Il ferma les yeux et pleura sur sa vie qui allait se terminer aussi rapidement qu’elle avait commencée. De nombreux souvenirs pétillaient. Au lycée, sur le point de rentrer le panier à trois points, synonyme de victoire pour son équipe, ses ligaments croisés se rompirent. Il se rappela les bons plats de sa mère, lui faisant toujours ce qu’il voulait malgré le peu d’argent, sa première histoire terminée qui ne valait rien, son chien Ritch le léchant chaque matin pour le réveiller. Toutes ses réminiscences se chevauchaient, le flux de données mémorielles le fit vaciller.
Après des secondes qui semblaient être des heures, Peter se risqua à ouvrir les yeux. Stoppé à quelques millimètres de ses pieds, l’assassin brumeux ne bougeait plus.
Il martela le mur à s’en briser les phalanges, gratta à s’en décoller les ongles, dans l’espoir qu’on l’entende. La cloison était bien trop épaisse. L’artiste rampa maladroitement jusqu’à une petite alcôve et se retourna.

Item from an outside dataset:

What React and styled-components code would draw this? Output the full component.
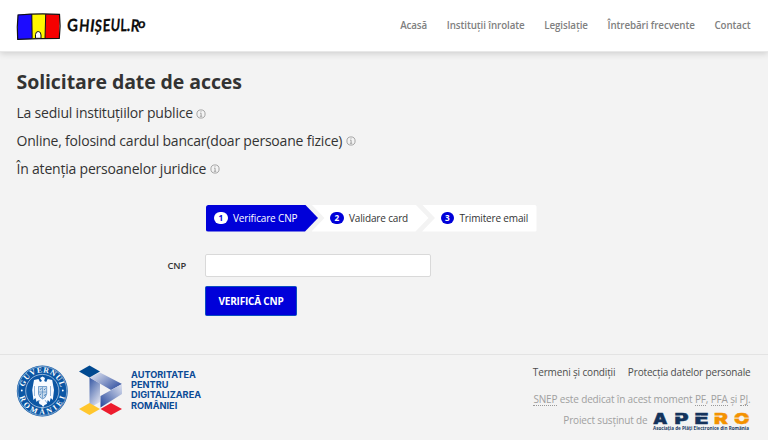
import React from 'react';
import styled, { createGlobalStyle, css } from 'styled-components';

const GlobalStyle = createGlobalStyle`
  * { box-sizing: border-box; }
  body {
    margin: 0;
    background: #f3f3f3;
    color: #333;
    font-family: "Open Sans", sans-serif;
    font-size: 10px;
    letter-spacing: -0.155px;
    line-height: 14px;
  }
`;

const Page = styled.div`
  display: flex;
  flex-direction: column;
  height: 440px;
  overflow: hidden;
`;

const Header = styled.header`
  display: flex;
  flex: none;
  align-items: center;
  justify-content: space-between;
  height: 52px;
  padding: 0 17.5px 0 16px;
  background: #fff;
  border-bottom: 1px solid #e8e8e8;
  box-shadow: 0 1px 7px rgba(0, 0, 0, 0.18);
`;

const Brand = styled.a`
  display: flex;
`;

const Nav = styled.nav`
  display: flex;
  gap: 19.7px;
`;

const NavLink = styled.a`
  color: #808080;
  font-size: 9.8px;
  font-weight: 600;
  letter-spacing: -0.1px;
  white-space: nowrap;
`;

const Main = styled.main`
  flex: none;
  height: 302px;
  padding: 16px 16.5px 0;
`;

const Title = styled.h1`
  margin: 0 0 7px;
  font-size: 19.5px;
  font-weight: 700;
  letter-spacing: -0.09px;
  line-height: 28px;
`;

const Topic = styled.h2`
  display: flex;
  align-items: center;
  gap: 3.5px;
  height: 20px;
  margin: 0 0 7.75px;
  font-size: 14px;
  font-weight: 400;
  letter-spacing: -0.205px;
  line-height: 20px;
  white-space: nowrap;
`;

const InfoSvg = styled.svg`
  margin-top: 1px;
`;

const Steps = styled.ol`
  display: flex;
  width: 330.5px;
  height: 27px;
  margin: 26px 0 0 189.5px;
  padding: 0;
  border-radius: 2.5px;
  overflow: hidden;
  list-style: none;
`;

const arrowShapes = {
  first: 'polygon(0 0, calc(100% - 13px) 0, 100% 50%, calc(100% - 13px) 100%, 0 100%)',
  middle: 'polygon(0 0, calc(100% - 13px) 0, 100% 50%, calc(100% - 13px) 100%, 0 100%, 13px 50%)',
  last: 'polygon(0 0, 100% 0, 100% 100%, 0 100%, 13px 50%)',
};

const Step = styled.li`
  display: flex;
  flex: none;
  align-items: center;
  gap: 5.5px;
  width: ${(p) => p.$width}px;
  padding-left: 18.5px;
  margin-left: -6.5px;
  background: #fff;
  clip-path: ${(p) => arrowShapes[p.$shape]};
  white-space: nowrap;
  ${(p) => p.$active && css`
    margin-left: 0;
    padding-left: 8px;
    background: #0000d9;
    color: #fff;
  `}
`;

const StepNumber = styled.span`
  width: 13.5px;
  height: 12px;
  border-radius: 6px;
  background: ${(p) => (p.$active ? '#fff' : '#0000d9')};
  color: ${(p) => (p.$active ? '#0000d9' : '#fff')};
  font-size: 8.2px;
  font-weight: 700;
  letter-spacing: 0;
  line-height: 12px;
  text-align: center;
`;

const Form = styled.form`
  display: grid;
  grid-template-columns: 169.5px 226px;
  column-gap: 19px;
  row-gap: 9px;
  align-items: center;
  margin-top: 22.5px;
`;

const Label = styled.label`
  font-size: 9.3px;
  font-weight: 600;
  text-align: right;
`;

const Input = styled.input`
  width: 226px;
  height: 23px;
  padding: 0 6px;
  border: 1px solid #d9d9d9;
  border-radius: 2px;
  background: #fff;
`;

const Submit = styled.button`
  grid-column: 2;
  justify-self: start;
  width: 92px;
  height: 30px;
  padding: 0;
  border: 1px solid #0a4fc0;
  border-radius: 1.5px;
  background: #0000d9;
  color: #fff;
  font-family: inherit;
  font-size: 10px;
  font-weight: 700;
  letter-spacing: -0.2px;
`;

const Footer = styled.footer`
  display: flex;
  flex: 1;
  justify-content: space-between;
  padding: 10px 17.5px 0 16px;
  border-top: 1px solid #e3e3e3;
`;

const Partners = styled.div`
  display: flex;
  align-items: flex-start;
  gap: 10px;
`;

const Authority = styled.p`
  margin: 5px 0 0 -1px;
  color: #0a4a96;
  font-family: Inter, sans-serif;
  font-size: 9.2px;
  font-weight: 700;
  letter-spacing: 0;
  line-height: 10.2px;
`;

const FooterInfo = styled.div`
  display: flex;
  flex-direction: column;
  align-items: flex-end;
  color: #a0a0a0;
`;

const LegalLinks = styled.div`
  display: flex;
  gap: 12.5px;
  color: #4d4d4d;
`;

const Dedication = styled.p`
  margin: 13px 0 0;
`;

const Abbr = styled.abbr`
  display: inline-block;
  height: 14px;
  border-bottom: 1px dotted #999;
  text-decoration: none;
`;

const Support = styled.div`
  display: flex;
  align-items: flex-start;
  gap: 5px;
  margin-top: 5px;
  line-height: 19px;
`;

const LogoSvg = styled.svg`
  display: block;
  overflow: visible;
  letter-spacing: 0;
`;

const InfoIcon = () => (
  <InfoSvg width="10" height="10" viewBox="0 0 10 10" fill="none" stroke="#8b8b8b" strokeWidth="0.75">
    <circle cx="5" cy="5" r="4.1" />
    <path d="M4.100 4.200h1v3M3.900 7.300h2.300M5 2.300v.9" />
  </InfoSvg>
);

// Character, x, baseline, tilt, font size, horizontal stretch
const WORDMARK = [
  ['G', 0, 19.600, -3, 17, 0.88],
  ['H', 11.800, 19.500, 1, 17, 0.78],
  ['I', 22.500, 19.600, 3, 17, 0.9],
  ['Ș', 27.300, 19.400, 2, 16.500, 0.78],
  ['E', 35.500, 19.400, -2, 17, 0.78],
  ['U', 43.200, 19, 1, 17, 0.74],
  ['L', 53.200, 19.200, -2, 17, 0.72],
  ['.', 59.600, 19.200, 0, 17, 0.9],
  ['R', 63.300, 19.600, 2, 17, 0.8],
  ['o', 70.800, 16.200, 0, 13, 1],
];

const GhiseulLogo = () => (
  <LogoSvg width="132" height="30" viewBox="0 0 132 30">
    <path d="M2 3.500L16 3v25L1.500 28.500z" fill="#1c0cff" />
    <path d="M16 3h13.500l-.3 24.500L16 28z" fill="#fff700" />
    <path d="M29.500 3L44 3.500 43 27.500H29z" fill="#f50000" />
    <path d="M2 4Q22 2 43.500 3.300Q44.800 15 43.300 27.300Q22 27.300 1.700 28.300Q.8 15 2 4z" fill="none" stroke="#111" strokeWidth="1.2" />
    <path d="M15.800 3.200L16.200 27.500M29.700 3.200L29 27.500" stroke="#111" strokeWidth="1" />
    <path d="M19.500 27.300V23.500Q20 20.300 22.200 20.500Q25 20.500 25 24V27.300z" fill="#fff" stroke="#111" />
    <g transform="translate(51 1)" fill="#0b0b0b" stroke="#0b0b0b" strokeWidth=".25" fontFamily="Lato, sans-serif" fontWeight="700">
      {WORDMARK.map(([ch, x, y, angle, size, stretch]) => (
        <text key={ch} fontSize={size} transform={`translate(${x} ${y}) rotate(${angle}) skewX(-4) scale(${stretch} 1)`}>{ch}</text>
      ))}
    </g>
  </LogoSvg>
);

const GovernmentSeal = () => (
  <LogoSvg width="53" height="52" viewBox="0 0 53 52">
    <defs>
      <path id="sealTop" d="M7.800 26a18.500 18.500 0 0 1 37 0" />
      <path id="sealBottom" d="M2.900 26a23.400 23.400 0 0 0 46.800 0" />
    </defs>
    <circle cx="26.300" cy="26" r="25.500" fill="#0b56a4" />
    <circle cx="26.300" cy="26" r="24.500" fill="none" stroke="#e6eff8" strokeWidth=".5" />
    <circle cx="26.300" cy="26" r="16.600" fill="none" stroke="#e6eff8" strokeWidth=".6" />
    <g fill="#fff" fontFamily="Liberation Serif, serif" fontSize="7.800" fontWeight="700">
      <text><textPath href="#sealTop" startOffset="4" textLength="50">GUVERNUL</textPath></text>
      <text><textPath href="#sealBottom" startOffset="6" textLength="61">ROMÂNIEI</textPath></text>
    </g>
    <circle cx="5.800" cy="25.500" r=".9" fill="#fff" />
    <circle cx="46.800" cy="25.500" r=".9" fill="#fff" />
    <path d="M24 13l2.500-1.500 2.500 1.500-.8 3 2 1 1.500-3 4.500 1 1.800 10-1.200 10-2-2-1.200 4-1.800-2-1 4-2.200 1-1.500 2-1.500-2-2.200-1-1-4-1.800 2-1.200-4-2 2-1.200-10 1.800-10 4.500-1 1.500 3 2-1z" fill="#f7faff" />
    <path d="M22.500 21.500h8.200v7.500q-1 4-4 5-3.200-1-4.200-5z" fill="#c7d9eb" stroke="#0b56a4" strokeWidth=".5" />
    <path d="M26.500 22v11.500M22.500 27h8M18.500 21v10M34.500 21v10M24 35l-2 3M29 35l2 3" stroke="#3474b6" strokeWidth=".5" fill="none" />
    <path d="M24 24.500l1.500-1M28 25l1.500-1.500M24 30l1-1.500M28.500 31l1-2" stroke="#0b56a4" strokeWidth=".7" />
  </LogoSvg>
);

const AuthorityLogo = () => (
  <LogoSvg width="43" height="51" viewBox="0 0 43 51">
    <defs>
      <linearGradient id="stem" x1="0" y1="0" x2=".5" y2="1">
        <stop offset="0" stopColor="#3456a3" /><stop offset="1" stopColor="#d5daeb" />
      </linearGradient>
      <linearGradient id="roof" x1="0" y1="0" x2="1" y2=".7">
        <stop offset="0" stopColor="#eceef6" /><stop offset="1" stopColor="#3b58a5" />
      </linearGradient>
      <linearGradient id="fold" x1="1" y1="0" x2="0" y2="1">
        <stop offset="0" stopColor="#dfe3f1" /><stop offset="1" stopColor="#24479b" />
      </linearGradient>
    </defs>
    <path d="M10.500 12.500L21 18.500v18.500L10.500 43z" fill="url(#stem)" />
    <path d="M10.500 12.500L21 7.500l22 11.500-11 6z" fill="url(#roof)" />
    <path d="M43 19v10L21.500 42.500V31z" fill="url(#fold)" />
    <path d="M0 6.500L10.500.5 21 6.500 10.500 12.500z" fill="#004990" />
    <path d="M0 44l10.500-6L21 44l-10.500 6z" fill="#ffc62c" />
    <path d="M21.500 44L32 38l11 6-11 6z" fill="#ed1c2d" />
  </LogoSvg>
);

const NAVY = '#14335c';
const ORANGE = '#f39200';

const APERO = [
  ['A', 0, NAVY, 14.500],
  ['P', 21.500, NAVY, 14],
  ['E', 41.500, NAVY, 14],
  ['R', 61, ORANGE, 14],
  ['O', 81, ORANGE, 15.500],
];

const AperoLogo = () => (
  <LogoSvg width="98" height="22" viewBox="0 0 98 22">
    <g fontFamily="Inter, sans-serif" fontWeight="900" fontSize="15">
      {APERO.map(([ch, x, color, width]) => (
        <text key={ch} x={x} y="12.500" fill={color} stroke={color} strokeWidth=".4" textLength={width} lengthAdjust="spacingAndGlyphs">{ch}</text>
      ))}
    </g>
    <path d="M21 5.100h9M41 5.100h7M60.500 5.100h9M80.500 7.100h17" stroke="#f3f3f3" strokeWidth="1" />
    <text x="0" y="18.800" fill="#1d3c66" fontFamily="Open Sans, sans-serif" fontSize="5" fontWeight="700" textLength="96" lengthAdjust="spacingAndGlyphs">
      Asociația de Plăți Electronice din România
    </text>
  </LogoSvg>
);

const NAV = ['Acasă', 'Instituții înrolate', 'Legislație', 'Întrebări frecvente', 'Contact'];

const TOPICS = [
  'La sediul instituțiilor publice',
  'Online, folosind cardul bancar(doar persoane fizice)',
  'În atenția persoanelor juridice',
];

const STEPS = [
  { label: 'Verificare CNP', width: 112, shape: 'first', active: true },
  { label: 'Validare card', width: 117, shape: 'middle' },
  { label: 'Trimitere email', width: 114.5, shape: 'last' },
];

export default function App() {
  return (
    <Page>
      <GlobalStyle />
      <Header>
        <Brand><GhiseulLogo /></Brand>
        <Nav>{NAV.map((item) => <NavLink key={item}>{item}</NavLink>)}</Nav>
      </Header>
      <Main>
        <Title>Solicitare date de acces</Title>
        {TOPICS.map((topic) => <Topic key={topic}>{topic}<InfoIcon /></Topic>)}
        <Steps>
          {STEPS.map((step, i) => (
            <Step key={step.label} $width={step.width} $shape={step.shape} $active={step.active}>
              <StepNumber $active={step.active}>{i + 1}</StepNumber>
              {step.label}
            </Step>
          ))}
        </Steps>
        <Form>
          <Label htmlFor="cnp">CNP</Label>
          <Input id="cnp" />
          <Submit type="button">VERIFICĂ CNP</Submit>
        </Form>
      </Main>
      <Footer>
        <Partners>
          <GovernmentSeal />
          <AuthorityLogo />
          <Authority>AUTORITATEA<br />PENTRU<br />DIGITALIZAREA<br />ROMÂNIEI</Authority>
        </Partners>
        <FooterInfo>
          <LegalLinks>
            <span>Termeni și condiții</span>
            <span>Protecția datelor personale</span>
          </LegalLinks>
          <Dedication>
            <Abbr>SNEP</Abbr> este dedicat în acest moment <Abbr>PF</Abbr>, <Abbr>PFA</Abbr> și <Abbr>PJ</Abbr>.
          </Dedication>
          <Support>
            <span>Proiect susținut de</span>
            <AperoLogo />
          </Support>
        </FooterInfo>
      </Footer>
    </Page>
  );
}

Ce qu’il aperçut le terrifia. Il voyait à travers la brume, plutôt il contemplait l’intérieur. Des milliers de corps déchirés et éviscérés marchaient malhabilement. Ces cadavres ambulants perdaient bout de peau sur bout de peau, leur os saillaient grossièrement. Du pus suintait de quelques pustules et furoncles. Leurs pieds déchirés raclaient le sol, laissant une traînée cinabre derrière eux. Leurs yeux bouffis étaient surplombés d’orgelets immondes.
Les visages dilacérés grimaçaient, leurs bouches nécrosées se tordaient en un rictus horrifique. Tous regardaient dans la même direction. Vers lui. Ils tendirent leurs bras filandreux et racornis, puis ouvrirent la bouche :
- Viens à nous Peter. Tu fais partie de nous, on fait partie de toi.
La hideur des abominations l’épouvantait. Leur façon de se mouvoir, traînant les pieds et trébuchant par moment terrifiait Peter. Des zombies parlants le voulaient. Leurs phrases litaniques obsédaient l’écrivain qui tenta plusieurs fois de fermer les yeux pour se soustraire à cette horreur.
L’écrivain s’arracha à cette vision morbide, le corps secoué de spasmes et la voix chevrotante. Sous ses paupières dansaient encore les corps démantibulés. L’air crépita brutalement, des flammèches bleutées voletaient et commencèrent à incendier le muret violet qui lui barrait la route.
Une porte en bois d’if se dessina devant lui. Le passage naissant se voyait encadrer de moulures safranées et poussiéreuses où l’on pouvait apercevoir des écritures indistinctes. Dans un effort surhumain et ne réfléchissant pas, il réussit à l’ouvrir.
La vue brouillée, Peter tituba, tomba à genoux et courut comme si les flammes même de l’Enfer le traquaient.